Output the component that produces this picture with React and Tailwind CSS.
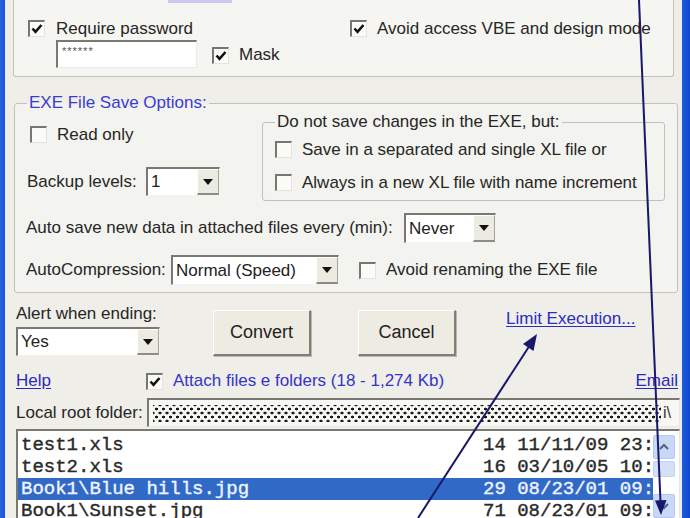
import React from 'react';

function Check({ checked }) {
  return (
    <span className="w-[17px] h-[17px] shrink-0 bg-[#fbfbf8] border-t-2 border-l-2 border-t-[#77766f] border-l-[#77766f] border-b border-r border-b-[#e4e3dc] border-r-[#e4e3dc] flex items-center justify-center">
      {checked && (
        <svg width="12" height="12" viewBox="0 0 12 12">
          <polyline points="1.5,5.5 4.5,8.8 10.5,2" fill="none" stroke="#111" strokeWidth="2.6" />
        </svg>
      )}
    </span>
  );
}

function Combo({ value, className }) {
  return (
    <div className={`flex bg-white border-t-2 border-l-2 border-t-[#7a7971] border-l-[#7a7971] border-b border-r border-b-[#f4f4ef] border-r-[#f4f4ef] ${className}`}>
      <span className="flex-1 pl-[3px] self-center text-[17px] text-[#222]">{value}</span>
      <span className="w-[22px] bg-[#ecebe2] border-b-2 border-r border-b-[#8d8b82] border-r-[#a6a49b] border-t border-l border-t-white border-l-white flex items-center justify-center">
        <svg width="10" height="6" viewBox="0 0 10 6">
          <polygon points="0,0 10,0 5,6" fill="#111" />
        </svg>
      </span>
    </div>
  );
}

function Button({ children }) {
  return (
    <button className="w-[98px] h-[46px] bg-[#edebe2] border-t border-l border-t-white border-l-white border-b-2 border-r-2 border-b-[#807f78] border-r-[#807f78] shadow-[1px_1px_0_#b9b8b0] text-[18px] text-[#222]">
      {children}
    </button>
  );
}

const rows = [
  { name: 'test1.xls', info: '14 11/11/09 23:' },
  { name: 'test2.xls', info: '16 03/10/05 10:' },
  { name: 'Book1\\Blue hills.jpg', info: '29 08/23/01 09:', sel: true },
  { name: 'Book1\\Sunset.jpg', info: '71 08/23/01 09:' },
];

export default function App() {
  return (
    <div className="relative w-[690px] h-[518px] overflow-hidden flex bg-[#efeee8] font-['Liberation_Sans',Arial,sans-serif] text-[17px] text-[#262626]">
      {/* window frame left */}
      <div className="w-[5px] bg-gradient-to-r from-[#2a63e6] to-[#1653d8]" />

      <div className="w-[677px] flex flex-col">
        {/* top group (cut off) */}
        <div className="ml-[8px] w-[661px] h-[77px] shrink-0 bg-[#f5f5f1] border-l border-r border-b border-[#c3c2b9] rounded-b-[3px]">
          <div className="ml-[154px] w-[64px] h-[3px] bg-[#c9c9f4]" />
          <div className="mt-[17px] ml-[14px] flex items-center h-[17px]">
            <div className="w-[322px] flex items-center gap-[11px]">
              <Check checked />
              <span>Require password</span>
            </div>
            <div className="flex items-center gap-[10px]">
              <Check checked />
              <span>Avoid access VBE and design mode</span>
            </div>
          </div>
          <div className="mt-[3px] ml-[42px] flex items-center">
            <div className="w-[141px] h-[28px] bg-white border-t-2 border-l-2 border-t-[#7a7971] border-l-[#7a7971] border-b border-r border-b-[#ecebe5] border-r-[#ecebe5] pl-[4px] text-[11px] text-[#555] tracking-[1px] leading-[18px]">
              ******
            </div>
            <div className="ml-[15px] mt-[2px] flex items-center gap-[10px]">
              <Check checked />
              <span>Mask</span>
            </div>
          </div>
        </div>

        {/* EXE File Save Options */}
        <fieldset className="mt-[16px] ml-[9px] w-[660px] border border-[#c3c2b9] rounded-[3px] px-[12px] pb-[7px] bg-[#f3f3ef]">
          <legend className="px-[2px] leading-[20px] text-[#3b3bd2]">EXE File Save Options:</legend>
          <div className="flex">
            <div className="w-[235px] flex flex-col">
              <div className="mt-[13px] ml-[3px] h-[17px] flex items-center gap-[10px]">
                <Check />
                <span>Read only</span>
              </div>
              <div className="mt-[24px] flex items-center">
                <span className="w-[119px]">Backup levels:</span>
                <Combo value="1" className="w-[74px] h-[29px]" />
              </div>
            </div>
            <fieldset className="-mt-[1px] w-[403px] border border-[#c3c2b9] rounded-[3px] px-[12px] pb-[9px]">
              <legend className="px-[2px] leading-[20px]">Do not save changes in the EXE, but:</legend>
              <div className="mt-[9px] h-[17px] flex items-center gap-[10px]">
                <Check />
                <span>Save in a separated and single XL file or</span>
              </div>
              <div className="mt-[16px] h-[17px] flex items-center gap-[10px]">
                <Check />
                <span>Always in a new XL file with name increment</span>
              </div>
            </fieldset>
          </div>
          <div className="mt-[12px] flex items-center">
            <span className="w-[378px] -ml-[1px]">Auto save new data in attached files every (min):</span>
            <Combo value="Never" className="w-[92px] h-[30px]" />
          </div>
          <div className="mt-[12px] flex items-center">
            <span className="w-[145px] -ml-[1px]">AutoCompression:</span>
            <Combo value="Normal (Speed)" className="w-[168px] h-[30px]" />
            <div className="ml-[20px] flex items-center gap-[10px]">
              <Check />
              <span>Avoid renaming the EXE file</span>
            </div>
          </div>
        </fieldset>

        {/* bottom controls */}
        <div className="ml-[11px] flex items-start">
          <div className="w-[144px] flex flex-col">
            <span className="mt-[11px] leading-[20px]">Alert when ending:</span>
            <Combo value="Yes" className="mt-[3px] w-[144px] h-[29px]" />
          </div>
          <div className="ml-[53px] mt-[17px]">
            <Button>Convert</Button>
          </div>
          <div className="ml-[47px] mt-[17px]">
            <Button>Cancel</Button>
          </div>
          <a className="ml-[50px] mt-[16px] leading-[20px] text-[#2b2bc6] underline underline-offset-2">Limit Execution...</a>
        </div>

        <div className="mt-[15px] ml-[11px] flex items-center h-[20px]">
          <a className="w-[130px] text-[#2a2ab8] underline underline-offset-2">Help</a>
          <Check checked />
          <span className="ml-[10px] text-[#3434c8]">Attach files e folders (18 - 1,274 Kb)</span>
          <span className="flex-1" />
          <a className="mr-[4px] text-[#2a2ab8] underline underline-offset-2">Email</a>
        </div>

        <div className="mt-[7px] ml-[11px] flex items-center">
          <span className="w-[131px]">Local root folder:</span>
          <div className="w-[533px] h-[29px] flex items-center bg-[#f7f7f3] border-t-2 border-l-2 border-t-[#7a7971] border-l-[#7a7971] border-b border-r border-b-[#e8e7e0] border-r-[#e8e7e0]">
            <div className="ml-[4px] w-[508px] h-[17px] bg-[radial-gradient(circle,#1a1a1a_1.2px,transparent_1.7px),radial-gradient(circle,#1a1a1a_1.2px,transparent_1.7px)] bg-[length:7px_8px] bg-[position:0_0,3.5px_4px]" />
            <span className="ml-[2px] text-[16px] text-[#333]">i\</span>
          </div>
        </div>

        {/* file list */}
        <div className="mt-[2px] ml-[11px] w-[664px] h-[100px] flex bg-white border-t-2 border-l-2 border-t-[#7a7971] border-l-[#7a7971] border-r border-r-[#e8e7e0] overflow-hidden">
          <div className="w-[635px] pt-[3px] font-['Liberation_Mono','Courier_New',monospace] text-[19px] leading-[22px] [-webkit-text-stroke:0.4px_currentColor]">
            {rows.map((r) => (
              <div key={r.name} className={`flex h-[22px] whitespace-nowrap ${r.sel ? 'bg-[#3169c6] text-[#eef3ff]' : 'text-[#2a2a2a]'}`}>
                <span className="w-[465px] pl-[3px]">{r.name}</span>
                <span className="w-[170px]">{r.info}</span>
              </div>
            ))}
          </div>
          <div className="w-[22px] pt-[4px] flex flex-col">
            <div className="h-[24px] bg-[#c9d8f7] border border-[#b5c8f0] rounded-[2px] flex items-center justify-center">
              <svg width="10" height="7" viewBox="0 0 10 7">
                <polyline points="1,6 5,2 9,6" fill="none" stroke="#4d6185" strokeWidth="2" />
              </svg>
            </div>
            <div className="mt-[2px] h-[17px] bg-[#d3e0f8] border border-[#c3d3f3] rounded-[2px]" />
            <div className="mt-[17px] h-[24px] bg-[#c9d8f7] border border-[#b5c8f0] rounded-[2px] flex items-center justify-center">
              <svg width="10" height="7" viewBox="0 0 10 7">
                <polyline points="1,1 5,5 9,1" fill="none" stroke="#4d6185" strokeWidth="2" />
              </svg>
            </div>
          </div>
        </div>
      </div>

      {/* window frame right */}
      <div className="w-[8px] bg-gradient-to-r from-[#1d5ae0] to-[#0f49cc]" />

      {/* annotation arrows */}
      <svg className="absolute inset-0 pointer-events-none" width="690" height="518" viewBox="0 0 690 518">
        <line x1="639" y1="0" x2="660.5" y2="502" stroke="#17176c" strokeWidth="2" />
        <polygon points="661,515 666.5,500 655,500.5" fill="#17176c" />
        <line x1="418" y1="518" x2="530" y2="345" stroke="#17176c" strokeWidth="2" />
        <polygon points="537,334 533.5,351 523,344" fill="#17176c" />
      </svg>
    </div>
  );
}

===============

● **YOUR OBJECTIVE**
Only the lines from the top of the data through the line with "import React from 'react';" should be quoted, exactly and with both ends kept; skip the pictures.

● **IN RESPONSE**
Output the component that produces this picture with React and Tailwind CSS.
import React from 'react';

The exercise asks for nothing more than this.